2025/12/08 - Adventures in Emacs
So, I decided to switch to Emacs a while ago, and this is my opinions so far.
Let's start with my config: I am running Doom Emacs with minimal extra configuration:
- I have disabled Evil mode (Vim keybindings)
- I added a few packages and changed a few things (fonts, etc.)
- I have enabled quite a few of the modules.
Okay, but what do I think? Let's start with the bad:
- The keybinds are nonstandard. This one is justified given both the age of Emacs and the fact that it was originally in a terminal so it was limited in some ways. In some ways, this is a good thing - For example,
C-p, C-n, C-b, and C-f are closer than the arrow keys and can be combined with C-u (Numeric prefix argument) to go far with few keystokes. (C-u 1 5 C-nwill move point 15 lines down.)
- The config that comes with Emacs out of the box, sucks. It's a lot of work to bring Emacs up to "modern IDE" standards from a blank config. Things like Language Servers, autocomplete in buffers, etc., are not included. Doom Emacs fixes this, however.
- Loading from a config makes it reproducible, but the built-in package management is messy and sucks, and configs tend to get unmaintainable quickly. Again, Doom Emacs "fixes" this by bringing you to a reasonable default and only requiring smaller, more maintainable changes (in most cases.)
- By default, the undo is confusing. I understand (and love) that the idea is you can undo and redo without losing anything, but
vundo or undo-tree should probably be merged into it. Adding undos to the undo stack is weird.
- ELisp is a weird old language with the weird old quirks to boot. It's like haskell, and Lambda calculus-y, and while I got used to it, and I don't *hate* it, it's still weird.
And now, the good:
- The extensibility is insane. I don't think any other application is as modifiable as Emacs. Don't like something? Install an extension, or write one in ELisp to partially or completely change it by modifying the source code on-the-fly.
- Inbuilt documentation is really good, to the point that it's just a matter of *finding* what you are looking for. It's also cool that a lot of the docs can be auto-generated from the actual code.

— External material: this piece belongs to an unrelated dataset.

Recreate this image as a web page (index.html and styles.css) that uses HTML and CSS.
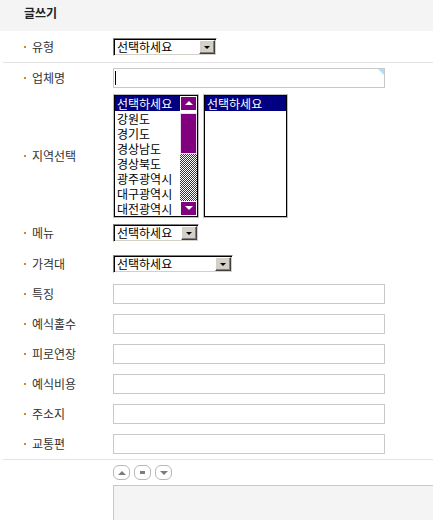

- Emacs Calc is very useful. It's no Frink, but it's also not a full-blown language of it's own. It's very powerful, and the RPN nature of it makes it very versatile. I also like that it's integrated into a lot of parts of Emacs.
- Dired is also very cool. When combined with the very powerful regex or ELisp find-and-replace, Bulk renaming of files goes from "guess i'm installing something special for this/writing a shell script" to a simple (with the right extensions, live editable) regex/ELisp program for entire directories and subdirectories.

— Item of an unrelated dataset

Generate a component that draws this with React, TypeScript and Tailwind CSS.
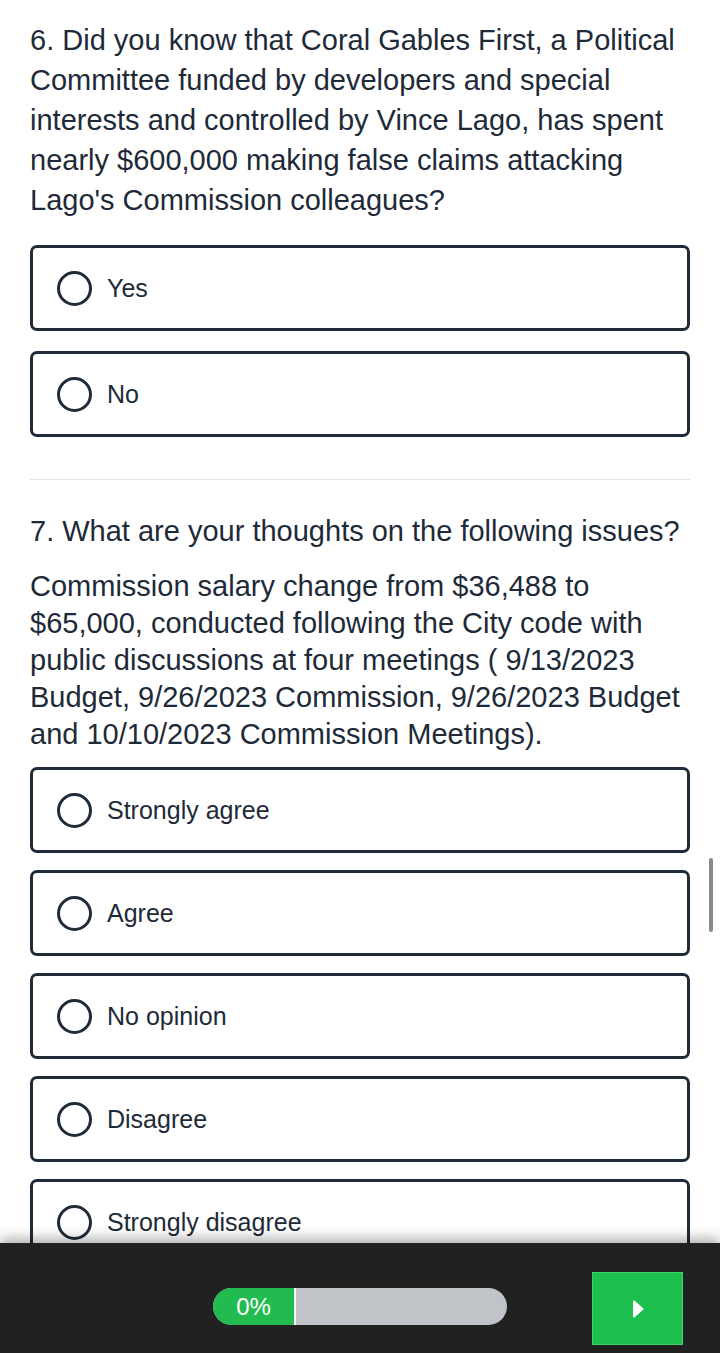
import { Fragment } from 'react';

const font = { fontFamily: '"Liberation Sans", Arial, sans-serif' };

function Option({ label, gap }: { label: string; gap: string }) {
    return (
        <div className={`flex items-center h-[86px] border-[3px] border-[#1f2b38] rounded-[7px] pl-[24px] ${gap}`}>
            <span className="w-[35px] h-[35px] rounded-full border-[3px] border-[#1f2b38] shrink-0" />
            <span className="ml-[15px] text-[25px] text-[#1e2a38] leading-none">{label}</span>
        </div>
    );
}

export default function App() {
    const q7 = ['Strongly agree', 'Agree', 'No opinion', 'Disagree', 'Strongly disagree'];

    return (
        <div className="relative h-[1353px] w-[720px] flex flex-col bg-white overflow-hidden" style={font}>
            <div className="flex-1 overflow-hidden px-[30px] pt-[20px]">
                <p className="text-[29px] leading-[40px] text-[#1e2a38]">
                    6. Did you know that Coral Gables First, a Political Committee funded by developers and special interests and controlled by Vince Lago, has spent nearly $600,000 making false claims attacking Lago's Commission colleagues?
                </p>

                <div className="mt-[25px]">
                    <Option label="Yes" gap="" />
                    <Option label="No" gap="mt-[20px]" />
                </div>

                <div className="mt-[42px] h-[1px] bg-[#e3e5e8]" />

                <p className="mt-[31px] text-[29px] leading-[40px] text-[#1e2a38] whitespace-nowrap">
                    7. What are your thoughts on the following issues?
                </p>
                <p className="mt-[17px] text-[29px] leading-[37px] text-[#1e2a38] -mr-[10px]">
                    Commission salary change from $36,488 to $65,000, conducted following the City code with public discussions at four meetings ( 9/13/2023 Budget, 9/26/2023 Commission, 9/26/2023 Budget and 10/10/2023 Commission Meetings).
                </p>

                <div className="mt-[14px]">
                    {q7.map((label, i) => (
                        <Fragment key={label}>
                            <Option label={label} gap={i === 0 ? '' : 'mt-[17px]'} />
                        </Fragment>
                    ))}
                </div>
            </div>

            <div className="h-[110px] shrink-0 bg-[#212121] shadow-[0_-5px_12px_rgba(0,0,0,0.3)] grid grid-cols-[1fr_294px_1fr] z-10">
                <div />
                <div className="pt-[45px]">
                    <div className="h-[37px] rounded-full bg-[#c0c4c9] flex overflow-hidden">
                        <div className="w-[83px] bg-[#22bb4f] flex items-center justify-center border-r-[2px] border-white">
                            <span className="text-[24px] text-white leading-none">0%</span>
                        </div>
                    </div>
                </div>
                <div className="flex justify-end pr-[37px] pt-[29px]">
                    <button className="w-[91px] h-[73px] bg-[#1dbf4e] border border-[#3fd26a] flex items-center justify-center">
                        <svg width="12" height="18" viewBox="0 0 12 18">
                            <path d="M2 1.5 L10.5 9 L2 16.5 Z" fill="white" stroke="white" strokeWidth="2" strokeLinejoin="round" />
                        </svg>
                    </button>
                </div>
            </div>

            <div className="absolute right-[7px] top-[858px] w-[4px] h-[74px] rounded-full bg-[#8a8a8a]" />
        </div>
    );
}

org-mode is objectively the best way to take notes I've ever seen. Automatic formatting, indexing, and referencing of notes is incredible, and having inline rendered LaTeX or tables that can be gnuplot'd at a moment's notice, or even formulas that use Calc for those tables, or many, many other things that having an exhaustive list of it is infeasible.
Overall, I'm really happy with Emacs, and I don't think I'll be switching anytime soon. It has supplanted all of my text editing, with the exception of the fangled electronic mail (I'm still using Thunderbird) and quick terminal edits / terminal Git commits (nano loads up way faster than even the Emacs client, and therefore wins) but for everything else it's the tool of choice. It's *way* better than VSCode (especially with how AI-riddled it is now) and unless I need to edit a Word Doc it's perfectly featured once configured and 100% customisable to my liking.